The campus has received $2 million from SFU’s University Priority Funds, which was created in 2011 “to align resources with strategic initiatives,” in order to update spaces at its different sites — Harbour Centre, the Morris J Wosk Centre for Dialogue, the Segal Graduate School of Business, and the Goldcorp Centre for the Arts at the restored Woodward’s Building.

During the first part of the initiative, the project team will focus on Harbour Centre, which opened its doors to SFU students in 1989. “A lot of the classrooms haven’t been changed in 25 years,” said Laurie Anderson, executive director of SFU Vancouver. “It’s time for an infrastructural upgrade to improve what we do in classrooms.”

During the last six months, the project has been seeking input from faculty and students to ascertain how they would change these spaces to become the “best, most optimal learning environment[s].” Anderson explained, “Generally speaking, what people want is more flexible spaces, more colourful furniture, more lightweight so it can move around — something more attractive than your institutional greyness that we tend to have. And as much technology [as possible].”
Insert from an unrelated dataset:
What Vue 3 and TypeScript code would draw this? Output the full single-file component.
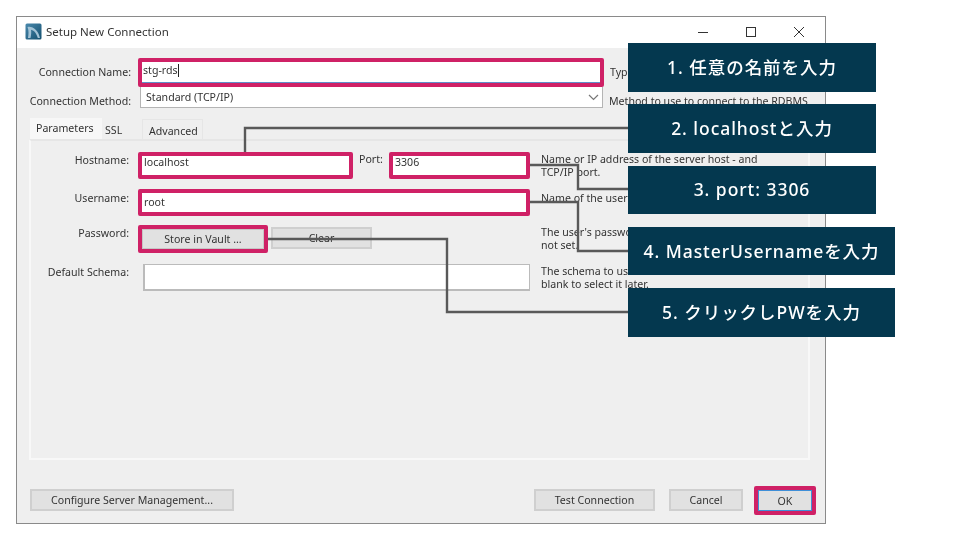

Anderson is also looking towards the Burnaby Classroom Renewal Project for inspiration. The project, which began in 2011, has already completed significant upgrades in spaces such as the student lounge area located below the Images Theatre.

“We’re trying to learn a lot from what Burnaby has done, because their classroom renewal took a lot of input from different people, lots of students, faculty, and that’s the same that we’ve done here,” Anderson said.
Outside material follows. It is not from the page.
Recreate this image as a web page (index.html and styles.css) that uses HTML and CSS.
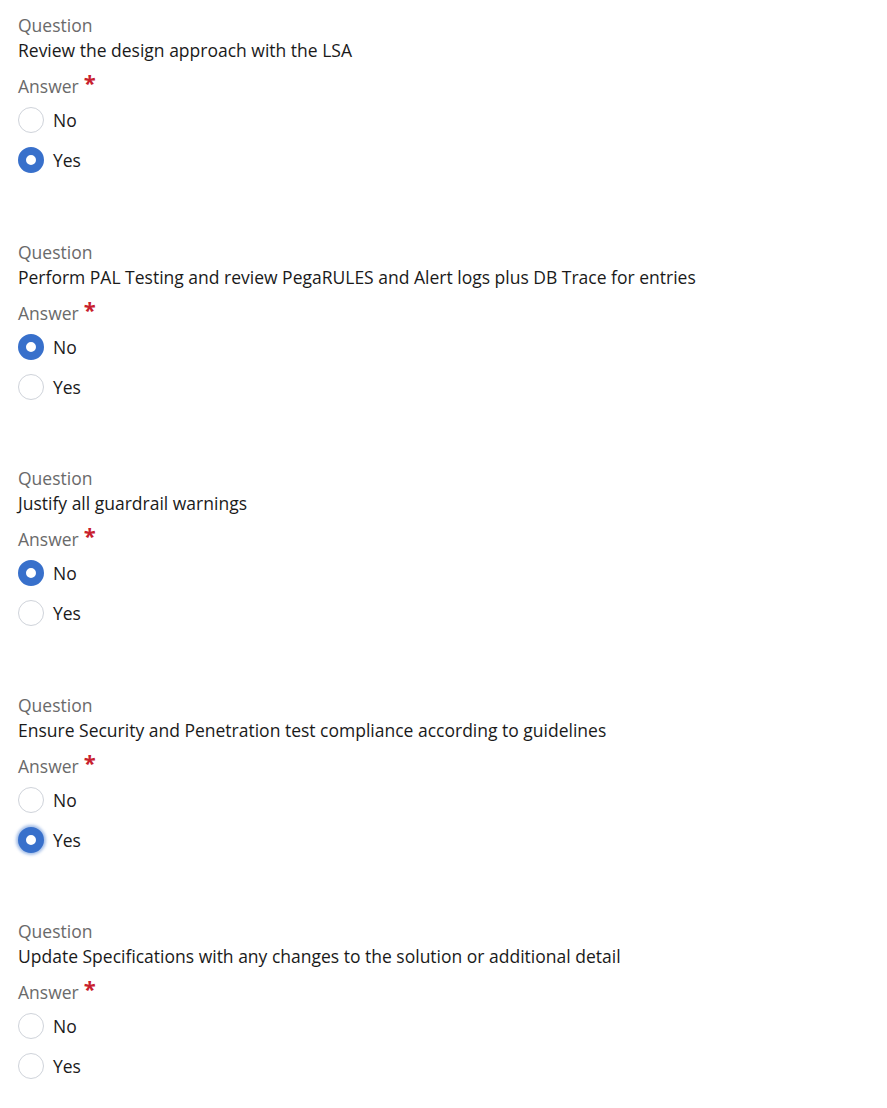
FILE: index.html
```html
<!DOCTYPE html>
<html>
<head>
<meta charset="utf-8">
<link rel="stylesheet" href="styles.css">
</head>
<body>
<div class="form">
  <div class="block">
    <div class="label">Question</div>
    <div class="text">Review the design approach with the LSA</div>
    <div class="label answer">Answer<span class="req">*</span></div>
    <div class="options">
      <label class="opt"><span class="radio"></span><span>No</span></label>
      <label class="opt"><span class="radio on"></span><span>Yes</span></label>
    </div>
  </div>
  <div class="block">
    <div class="label">Question</div>
    <div class="text">Perform PAL Testing and review PegaRULES and Alert logs plus DB Trace for entries</div>
    <div class="label answer">Answer<span class="req">*</span></div>
    <div class="options">
      <label class="opt"><span class="radio on"></span><span>No</span></label>
      <label class="opt"><span class="radio"></span><span>Yes</span></label>
    </div>
  </div>
  <div class="block">
    <div class="label">Question</div>
    <div class="text">Justify all guardrail warnings</div>
    <div class="label answer">Answer<span class="req">*</span></div>
    <div class="options">
      <label class="opt"><span class="radio on"></span><span>No</span></label>
      <label class="opt"><span class="radio"></span><span>Yes</span></label>
    </div>
  </div>
  <div class="block">
    <div class="label">Question</div>
    <div class="text">Ensure Security and Penetration test compliance according to guidelines</div>
    <div class="label answer">Answer<span class="req">*</span></div>
    <div class="options">
      <label class="opt"><span class="radio"></span><span>No</span></label>
      <label class="opt"><span class="radio on focus"></span><span>Yes</span></label>
    </div>
  </div>
  <div class="block">
    <div class="label">Question</div>
    <div class="text">Update Specifications with any changes to the solution or additional detail</div>
    <div class="label answer">Answer<span class="req">*</span></div>
    <div class="options">
      <label class="opt"><span class="radio"></span><span>No</span></label>
      <label class="opt"><span class="radio"></span><span>Yes</span></label>
    </div>
  </div>
</div>
</body>
</html>
```
FILE: styles.css
```css
html, body {
  margin: 0;
  padding: 0;
  background: #ffffff;
}
body {
  font-family: "Open Sans", "Liberation Sans", sans-serif;
  font-size: 17.5px;
  color: #1a1a1a;
}
.form {
  padding: 12px 18px 0 18px;
  display: flex;
  flex-direction: column;
  gap: 65.5px;
}
.block {
  display: flex;
  flex-direction: column;
}
.label {
  color: #6a6a6a;
  line-height: 26px;
  height: 26px;
}
.text {
  line-height: 25px;
  height: 25px;
  color: #1a1a1a;
}
.answer {
  margin-top: 10px;
  display: flex;
  align-items: flex-start;
}
.req {
  color: #c8202d;
  font-size: 22px;
  font-weight: 700;
  line-height: 22px;
  margin-left: 5px;
  margin-top: -2px;
}
.options {
  display: flex;
  flex-direction: column;
  gap: 14px;
  margin-top: 8px;
}
.opt {
  display: flex;
  align-items: center;
  gap: 9px;
  height: 26px;
}
.radio {
  box-sizing: border-box;
  width: 26px;
  height: 26px;
  border-radius: 50%;
  border: 1px solid #cfd3da;
  background: #fff;
  flex: none;
}
.radio.on {
  border: 8px solid #3870cb;
}
.radio.focus {
  box-shadow: 0 0 3px 2px rgba(56, 112, 203, 0.45);
}
```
Through this consultation, and combined with research from experts in the learning environment industry, the team outlined three principles to follow when designing the new spaces.

The first involves explicitly acknowledging that learning happens outside as well as inside the classroom. “A lot of the space around here — upstairs, downstairs, all these little places we have — these are centres for learning as well because the [student experience] spills over into the hallways and the lobbies,” explained Anderson.

The second concerns practicality — for example, the implementation of more electrical outlets. Finally, the third principle is the notion of how flexible a space can be. A current example can be found in SFU Harbour Centre’s student learning commons, which feature lightweight, rolling furniture and whiteboards that can either divide the space or be pushed back to open the area to large groups.

Similar features will be implemented over the winter break in four classrooms at Harbour Centre.

Anderson expressed his own excitement for the upcoming changes. “We think [this campus’] scale is such that we can make this a really welcoming place for students to be,” he said. “It has a small university feel, it’s a mini-university setting, and so we want the classrooms to be bright, flexible, attractive; the kind of places people will want to be.”

He feels the classroom renewal project will contribute to making Harbour Centre even more of a scholastic hub in the downtown district. “When this place opened in 1989, you couldn’t get people down here,” Anderson said. “Now, as you say, it’s the exact opposite. You can’t keep them away; everyone wants to have class downtown.”